### WRITTEN EXERCISE
Copy the data precisely, character for character, and leave out every picture.

### DATA PROVIDED
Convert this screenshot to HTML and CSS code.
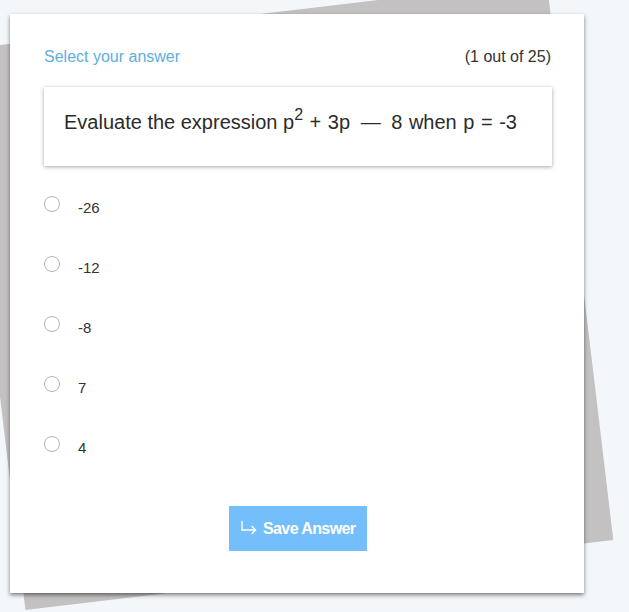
FILE: index.html
```html
<!DOCTYPE html>
<html>
<head>
<meta charset="utf-8">
<link rel="stylesheet" href="styles.css">
</head>
<body>
<div class="stage">
  <div class="paper-back"></div>
  <div class="card">
    <div class="head">
      <span class="prompt">Select your answer</span>
      <span class="count">(1 out of 25)</span>
    </div>
    <div class="question">Evaluate the expression p<sup>2</sup><span class="tail"> + 3p <span class="dash">—</span> 8 when p = -3</span></div>
    <ul class="options">
      <li class="option"><span class="radio"></span><span class="label">-26</span></li>
      <li class="option"><span class="radio"></span><span class="label">-12</span></li>
      <li class="option"><span class="radio"></span><span class="label">-8</span></li>
      <li class="option"><span class="radio"></span><span class="label">7</span></li>
      <li class="option"><span class="radio"></span><span class="label">4</span></li>
    </ul>
    <div class="actions">
      <button class="save">
        <svg class="save-icon" width="17" height="15" viewBox="0 0 17 15" fill="none" stroke="#ffffff" stroke-width="1.4" stroke-linecap="round" stroke-linejoin="round">
          <path d="M2 1.5 V10 H15.5"/>
          <path d="M12 6.5 L15.5 10 L12 13.5"/>
        </svg>
        <span>Save Answer</span>
      </button>
    </div>
  </div>
</div>
</body>
</html>
```
FILE: styles.css
```css
html, body {
  margin: 0;
  padding: 0;
}
body {
  background: #f4f7fa;
  font-family: "Liberation Sans", Arial, sans-serif;
  color: #333;
  overflow: hidden;
}
.stage {
  position: relative;
  width: 629px;
  height: 612px;
  padding: 14px 0 0 10px;
  box-sizing: border-box;
}
.paper-back {
  position: absolute;
  left: -10px;
  top: 13px;
  width: 592px;
  height: 564px;
  background: #c3c1c2;
  transform: rotate(-6.8deg);
}
.card {
  position: relative;
  width: 574px;
  height: 579px;
  box-sizing: border-box;
  background: #fff;
  padding: 34px 32px 0 34px;
  box-shadow: 0 2px 4px rgba(0,0,0,0.5);
  display: flex;
  flex-direction: column;
}
.head {
  display: flex;
  justify-content: space-between;
  align-items: center;
  height: 18px;
  font-size: 16px;
  line-height: 18px;
}
.prompt {
  color: #5eaee0;
}
.count {
  color: #333;
  padding-right: 1px;
}
.question {
  margin-top: 21px;
  height: 79px;
  box-sizing: border-box;
  padding: 23px 20px 0 20px;
  font-size: 20px;
  line-height: 24px;
  color: #2b2b2b;
  background: #fff;
  box-shadow: 0 1px 4px rgba(0,0,0,0.35);
}
.question sup {
  font-size: 16px;
  line-height: 0;
  vertical-align: 9px;
}
.tail {
  word-spacing: 1px;
}
.dash {
  margin: 0 4px;
}
.options {
  list-style: none;
  margin: 9px 0 0 0;
  padding: 0;
}
.option {
  height: 60px;
  display: flex;
  align-items: center;
}
.radio {
  width: 16px;
  height: 16px;
  box-sizing: border-box;
  border: 1px solid #b3b3b3;
  border-radius: 50%;
  background: #fff;
  margin-top: -3px;
}
.label {
  margin-left: 18px;
  font-size: 15px;
  color: #333;
  margin-top: 4px;
}
.actions {
  display: flex;
  justify-content: center;
  margin-top: 31px;
}
.save {
  display: flex;
  align-items: center;
  gap: 6px;
  height: 45px;
  width: 138px;
  box-sizing: border-box;
  padding: 0 0 0 11px;
  border: none;
  background: #75befc;
  color: #fff;
  font-family: "Liberation Sans", Arial, sans-serif;
  font-weight: bold;
  font-size: 16px;
  letter-spacing: -0.6px;
}
.save-icon {
  margin-top: -3px;
}
```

### SOLUTION
Convert this screenshot to HTML and CSS code.
FILE: index.html
```html
<!DOCTYPE html>
<html>
<head>
<meta charset="utf-8">
<link rel="stylesheet" href="styles.css">
</head>
<body>
<div class="stage">
  <div class="paper-back"></div>
  <div class="card">
    <div class="head">
      <span class="prompt">Select your answer</span>
      <span class="count">(1 out of 25)</span>
    </div>
    <div class="question">Evaluate the expression p<sup>2</sup><span class="tail"> + 3p <span class="dash">—</span> 8 when p = -3</span></div>
    <ul class="options">
      <li class="option"><span class="radio"></span><span class="label">-26</span></li>
      <li class="option"><span class="radio"></span><span class="label">-12</span></li>
      <li class="option"><span class="radio"></span><span class="label">-8</span></li>
      <li class="option"><span class="radio"></span><span class="label">7</span></li>
      <li class="option"><span class="radio"></span><span class="label">4</span></li>
    </ul>
    <div class="actions">
      <button class="save">
        <svg class="save-icon" width="17" height="15" viewBox="0 0 17 15" fill="none" stroke="#ffffff" stroke-width="1.4" stroke-linecap="round" stroke-linejoin="round">
          <path d="M2 1.5 V10 H15.5"/>
          <path d="M12 6.5 L15.5 10 L12 13.5"/>
        </svg>
        <span>Save Answer</span>
      </button>
    </div>
  </div>
</div>
</body>
</html>
```
FILE: styles.css
```css
html, body {
  margin: 0;
  padding: 0;
}
body {
  background: #f4f7fa;
  font-family: "Liberation Sans", Arial, sans-serif;
  color: #333;
  overflow: hidden;
}
.stage {
  position: relative;
  width: 629px;
  height: 612px;
  padding: 14px 0 0 10px;
  box-sizing: border-box;
}
.paper-back {
  position: absolute;
  left: -10px;
  top: 13px;
  width: 592px;
  height: 564px;
  background: #c3c1c2;
  transform: rotate(-6.8deg);
}
.card {
  position: relative;
  width: 574px;
  height: 579px;
  box-sizing: border-box;
  background: #fff;
  padding: 34px 32px 0 34px;
  box-shadow: 0 2px 4px rgba(0,0,0,0.5);
  display: flex;
  flex-direction: column;
}
.head {
  display: flex;
  justify-content: space-between;
  align-items: center;
  height: 18px;
  font-size: 16px;
  line-height: 18px;
}
.prompt {
  color: #5eaee0;
}
.count {
  color: #333;
  padding-right: 1px;
}
.question {
  margin-top: 21px;
  height: 79px;
  box-sizing: border-box;
  padding: 23px 20px 0 20px;
  font-size: 20px;
  line-height: 24px;
  color: #2b2b2b;
  background: #fff;
  box-shadow: 0 1px 4px rgba(0,0,0,0.35);
}
.question sup {
  font-size: 16px;
  line-height: 0;
  vertical-align: 9px;
}
.tail {
  word-spacing: 1px;
}
.dash {
  margin: 0 4px;
}
.options {
  list-style: none;
  margin: 9px 0 0 0;
  padding: 0;
}
.option {
  height: 60px;
  display: flex;
  align-items: center;
}
.radio {
  width: 16px;
  height: 16px;
  box-sizing: border-box;
  border: 1px solid #b3b3b3;
  border-radius: 50%;
  background: #fff;
  margin-top: -3px;
}
.label {
  margin-left: 18px;
  font-size: 15px;
  color: #333;
  margin-top: 4px;
}
.actions {
  display: flex;
  justify-content: center;
  margin-top: 31px;
}
.save {
  display: flex;
  align-items: center;
  gap: 6px;
  height: 45px;
  width: 138px;
  box-sizing: border-box;
  padding: 0 0 0 11px;
  border: none;
  background: #75befc;
  color: #fff;
  font-family: "Liberation Sans", Arial, sans-serif;
  font-weight: bold;
  font-size: 16px;
  letter-spacing: -0.6px;
}
.save-icon {
  margin-top: -3px;
}
```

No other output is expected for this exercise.